→ **THE TASK**
Copy, without any alteration, the lines from the one that includes "The picture is" up to and including the one that includes "0 0,1 6,12C6,11".
· · · ·
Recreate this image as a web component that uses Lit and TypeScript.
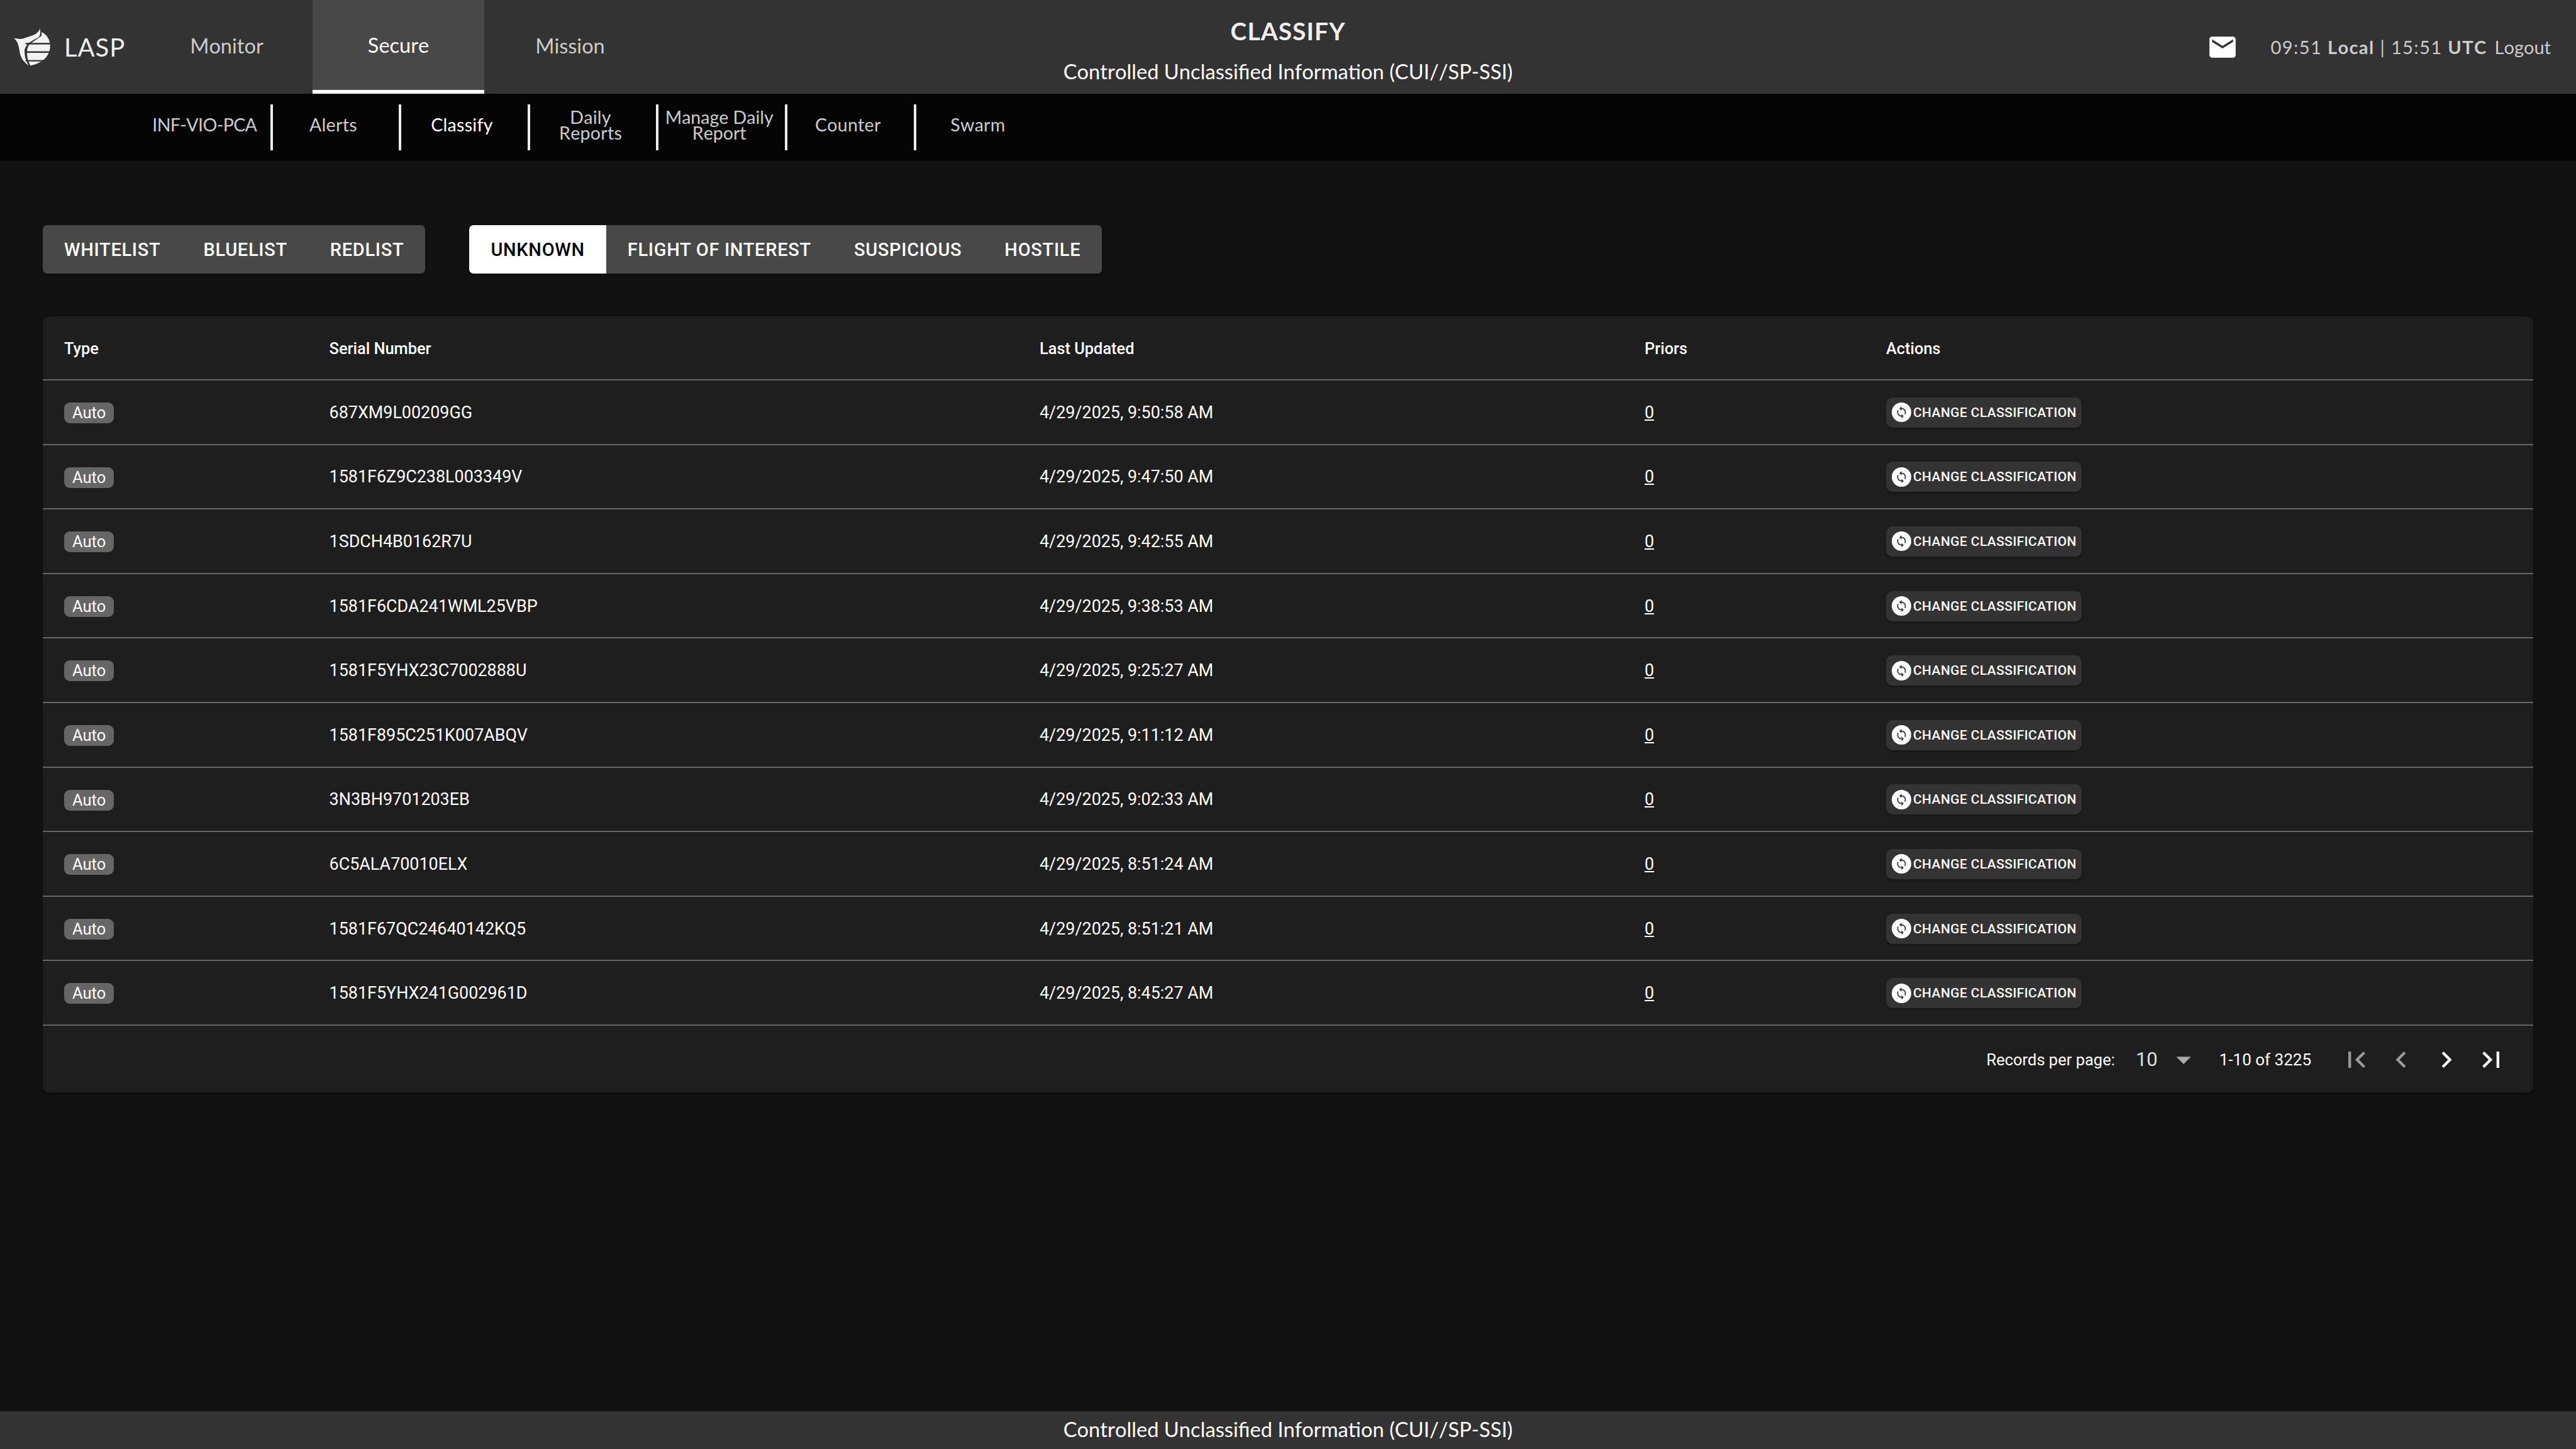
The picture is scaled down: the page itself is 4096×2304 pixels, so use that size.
import { LitElement, html, css, svg } from "lit";
import { customElement } from "lit/decorators.js";

const ROWS = [
  ["687XM9L00209GG", "4/29/2025, 9:50:58 AM"],
  ["1581F6Z9C238L003349V", "4/29/2025, 9:47:50 AM"],
  ["1SDCH4B0162R7U", "4/29/2025, 9:42:55 AM"],
  ["1581F6CDA241WML25VBP", "4/29/2025, 9:38:53 AM"],
  ["1581F5YHX23C7002888U", "4/29/2025, 9:25:27 AM"],
  ["1581F895C251K007ABQV", "4/29/2025, 9:11:12 AM"],
  ["3N3BH9701203EB", "4/29/2025, 9:02:33 AM"],
  ["6C5ALA70010ELX", "4/29/2025, 8:51:24 AM"],
  ["1581F67QC24640142KQ5", "4/29/2025, 8:51:21 AM"],
  ["1581F5YHX241G002961D", "4/29/2025, 8:45:27 AM"],
];

const icon = (d: string, cls: string) =>
  html`<svg class=${cls} viewBox="0 0 24 24"><path d=${d}></path></svg>`;

const SYNC =
  "M12,18A6,6 0 0,1 6,12C6,11 6.25,10.03 6.7,9.2L5.24,7.74C4.46,8.97 4,10.43 4,12A8,8 0 0,0 12,20V23L16,19L12,15M12,4V1L8,5L12,9V6A6,6 0 0,1 18,12C18,13 17.75,13.97 17.3,14.8L18.76,16.26C19.54,15.03 20,13.57 20,12A8,8 0 0,0 12,4Z";

@customElement("app-root")
export class AppRoot extends LitElement {
  static styles = css`
    :host {
      display: flex;
      flex-direction: column;
      min-height: 2304px;
      background: #121212;
      color: #fff;
      font-family: Roboto, "Liberation Sans", sans-serif;
    }
    .top {
      height: 149px;
      background: #333;
      display: grid;
      grid-template-columns: 1fr auto 1fr;
      font-family: Lato, "Noto Sans", sans-serif;
      font-kerning: none;
    }
    .left { display: flex; }
    .brand { width: 224px; display: flex; align-items: center; padding-left: 20px; box-sizing: border-box; gap: 20px; font-size: 40px; letter-spacing: 1px; color: #eee; }
    .logo { width: 62px; height: 62px; }
    .tab {
      width: 273px; display: flex; align-items: center; justify-content: center;
      font-size: 32.5px; color: #ccc; box-sizing: border-box; padding-bottom: 4px;
    }
    .tab.on { background: #484848; color: #fff; border-bottom: 6px solid #fff; padding-bottom: 0; }
    .center { text-align: center; display: flex; flex-direction: column; align-items: center; }
    .title { font-size: 39px; font-weight: 700; letter-spacing: 1px; color: #eee; line-height: 50px; margin-top: 24px; }
    .cui { font-size: 32.7px; line-height: 44px; margin-top: 18px; }
    .right { display: flex; align-items: center; justify-content: flex-end; padding-right: 40px; font-size: 29px; color: #ccc; }
    .mail { width: 50px; height: 50px; fill: #fff; margin-right: 52px; }
    .clock { letter-spacing: 1.4px; }
    .clock b { font-weight: 700; }
    .logout { margin-left: 12px; }
    .sub {
      height: 107px; box-sizing: border-box; background: #050505;
      display: flex; padding: 17px 0 17px 229px;
      font-family: Lato, "Noto Sans", sans-serif;
      font-kerning: none;
    }
    .si {
      width: 204.6px; box-sizing: border-box; display: flex; align-items: center; justify-content: center;
      text-align: center; font-size: 28.5px; letter-spacing: .3px; line-height: 25px; color: #ccc; border-right: 4px solid #eee;
      padding: 0 8px 8px 0;
    }
    .si:last-child { border-right: none; }
    .si.on { color: #fff; }
    .si.tight { letter-spacing: -.6px; }
    .si.snug { letter-spacing: 0; }
    .main { flex: 1; padding: 102px 68px 0; box-sizing: border-box; }
    .groups { display: flex; gap: 70px; margin-bottom: 68px; }
    .group { display: flex; height: 77px; background: #484848; border-radius: 7px; overflow: hidden; box-shadow: 0 3px 4px rgba(0,0,0,.3); }
    .gb { display: flex; align-items: center; padding: 0 34px; font-size: 29px; font-weight: 500; letter-spacing: .7px; color: #fff; }
    .gb.on { background: #fff; color: #000; }
    .table { background: #1e1e1e; border-radius: 10px; height: 1234px; box-shadow: 0 3px 4px rgba(0,0,0,.3); }
    .row {
      display: grid; grid-template-columns: 421.6px 1129.4px 962px 384px 1fr;
      height: 102.6px; box-sizing: border-box; border-bottom: 2px solid #666; align-items: center;
      font-size: 26.9px;
    }
    .row.head { height: 102px; font-weight: 500; font-size: 25.4px; }
    .row > div { padding-left: 34px; padding-top: 1px; }
    .chip { display: inline-block; background: #666; border-radius: 9px; height: 33px; line-height: 33px; padding: 0 13px; font-size: 25.5px; vertical-align: middle; }
    .u { text-decoration: underline; }
    .act {
      display: inline-flex; align-items: center; height: 48px; border-radius: 10px; background: #333;
      padding: 0 8px 0 9px; font-size: 21px; font-weight: 500; letter-spacing: .4px;
      box-shadow: 0 2px 3px rgba(0,0,0,.3); gap: 3px; vertical-align: middle;
    }
    .sync { width: 31px; height: 31px; border-radius: 50%; background: #fff; fill: #333; padding: 5px; box-sizing: border-box; }
    .pager { height: 104px; display: flex; align-items: center; justify-content: flex-end; padding: 4px 31px 0 0; box-sizing: border-box; font-size: 26px; }
    .rec { font-size: 25.5px; }
    .num { font-size: 31px; margin-left: 33px; color: #ddd; }
    .caret { width: 56px; height: 56px; fill: #aaa; margin-left: 13px; }
    .range { margin: 0 36px 0 29px; }
    .pb { width: 71.5px; display: flex; justify-content: center; }
    .pi { width: 52px; height: 52px; fill: #fff; }
    .pi.off { fill: #999; }
    .foot { height: 60px; padding-bottom: 3px; box-sizing: border-box; background: #333; display: flex; align-items: center; justify-content: center; font-family: Lato, "Noto Sans", sans-serif; font-kerning: none; font-size: 32.7px; }
  `;

  render() {
    const logo = svg`
      <path fill="#f2f2f2" d="M65 112C95 118 105 118 120 112C160 100 185 95 197 65C200 85 200 95 190 108C160 125 130 135 120 170C118 200 128 230 142 250C120 235 105 220 97 190C92 160 90 130 65 112Z"/>
      <path fill="#f2f2f2" d="M205 82C230 92 248 120 248 150C248 195 220 235 150 250C135 225 128 195 135 160C145 135 175 125 205 100Z"/>
      <g fill="#333"><rect x="125" y="136" width="130" height="8"/><rect x="125" y="178" width="130" height="8"/><rect x="125" y="222" width="130" height="7"/></g>`;
    return html`
      <header class="top">
        <div class="left">
          <div class="brand">
            <svg class="logo" viewBox="60 60 195 195">${logo}</svg>
            <span>LASP</span>
          </div>
          <div class="tab">Monitor</div>
          <div class="tab on">Secure</div>
          <div class="tab">Mission</div>
        </div>
        <div class="center">
          <div class="title">CLASSIFY</div>
          <div class="cui">Controlled Unclassified Information (CUI//SP-SSI)</div>
        </div>
        <div class="right">
          ${icon("M20,8L12,13L4,8V6L12,11L20,6M20,4H4C2.89,4 2,4.89 2,6V18A2,2 0 0,0 4,20H20A2,2 0 0,0 22,18V6C22,4.89 21.1,4 20,4Z", "mail")}
          <span class="clock">09:51 <b>Local</b> | 15:51 <b>UTC</b></span>
          <span class="logout">Logout</span>
        </div>
      </header>
      <nav class="sub">
        <div class="si tight">INF-VIO-PCA</div>
        <div class="si">Alerts</div>
        <div class="si on">Classify</div>
        <div class="si">Daily<br />Reports</div>
        <div class="si snug">Manage Daily<br />Report</div>
        <div class="si">Counter</div>
        <div class="si">Swarm</div>
      </nav>
      <main class="main">
        <div class="groups">
          <div class="group">
            <div class="gb">WHITELIST</div><div class="gb">BLUELIST</div><div class="gb">REDLIST</div>
          </div>
          <div class="group">
            <div class="gb on">UNKNOWN</div><div class="gb">FLIGHT OF INTEREST</div><div class="gb">SUSPICIOUS</div><div class="gb">HOSTILE</div>
          </div>
        </div>
        <section class="table">
          <div class="row head">
            <div>Type</div><div>Serial Number</div><div>Last Updated</div><div>Priors</div><div>Actions</div>
          </div>
          ${ROWS.map(
            ([serial, date]) => html`<div class="row">
              <div><span class="chip">Auto</span></div>
              <div>${serial}</div>
              <div>${date}</div>
              <div><span class="u">0</span></div>
              <div><span class="act">${icon(SYNC, "sync")}CHANGE CLASSIFICATION</span></div>
            </div>`
          )}
          <div class="pager">
            <span class="rec">Records per page:</span>
            <span class="num">10</span>
            ${icon("M7,10L12,15L17,10H7Z", "caret")}
            <span class="range">1-10 of 3225</span>
            <div class="pb">${icon("M18.41,16.59L13.82,12L18.41,7.41L17,6L11,12L17,18L18.41,16.59M6,6H8V18H6V6Z", "pi off")}</div>
            <div class="pb">${icon("M15.41,16.58L10.83,12L15.41,7.41L14,6L8,12L14,18L15.41,16.58Z", "pi off")}</div>
            <div class="pb">${icon("M8.59,16.58L13.17,12L8.59,7.41L10,6L16,12L10,18L8.59,16.58Z", "pi")}</div>
            <div class="pb">${icon("M5.59,7.41L10.18,12L5.59,16.59L7,18L13,12L7,6L5.59,7.41M16,6H18V18H16V6Z", "pi")}</div>
          </div>
        </section>
      </main>
      <footer class="foot">Controlled Unclassified Information (CUI//SP-SSI)</footer>
    `;
  }
}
· · · ·
→ **REPLY**
The picture is scaled down: the page itself is 4096×2304 pixels, so use that size.
import { LitElement, html, css, svg } from "lit";
import { customElement } from "lit/decorators.js";

const ROWS = [
  ["687XM9L00209GG", "4/29/2025, 9:50:58 AM"],
  ["1581F6Z9C238L003349V", "4/29/2025, 9:47:50 AM"],
  ["1SDCH4B0162R7U", "4/29/2025, 9:42:55 AM"],
  ["1581F6CDA241WML25VBP", "4/29/2025, 9:38:53 AM"],
  ["1581F5YHX23C7002888U", "4/29/2025, 9:25:27 AM"],
  ["1581F895C251K007ABQV", "4/29/2025, 9:11:12 AM"],
  ["3N3BH9701203EB", "4/29/2025, 9:02:33 AM"],
  ["6C5ALA70010ELX", "4/29/2025, 8:51:24 AM"],
  ["1581F67QC24640142KQ5", "4/29/2025, 8:51:21 AM"],
  ["1581F5YHX241G002961D", "4/29/2025, 8:45:27 AM"],
];

const icon = (d: string, cls: string) =>
  html`<svg class=${cls} viewBox="0 0 24 24"><path d=${d}></path></svg>`;

const SYNC =
  "M12,18A6,6 0 0,1 6,12C6,11 6.25,10.03 6.7,9.2L5.24,7.74C4.46,8.97 4,10.43 4,12A8,8 0 0,0 12,20V23L16,19L12,15M12,4V1L8,5L12,9V6A6,6 0 0,1 18,12C18,13 17.75,13.97 17.3,14.8L18.76,16.26C19.54,15.03 20,13.57 20,12A8,8 0 0,0 12,4Z";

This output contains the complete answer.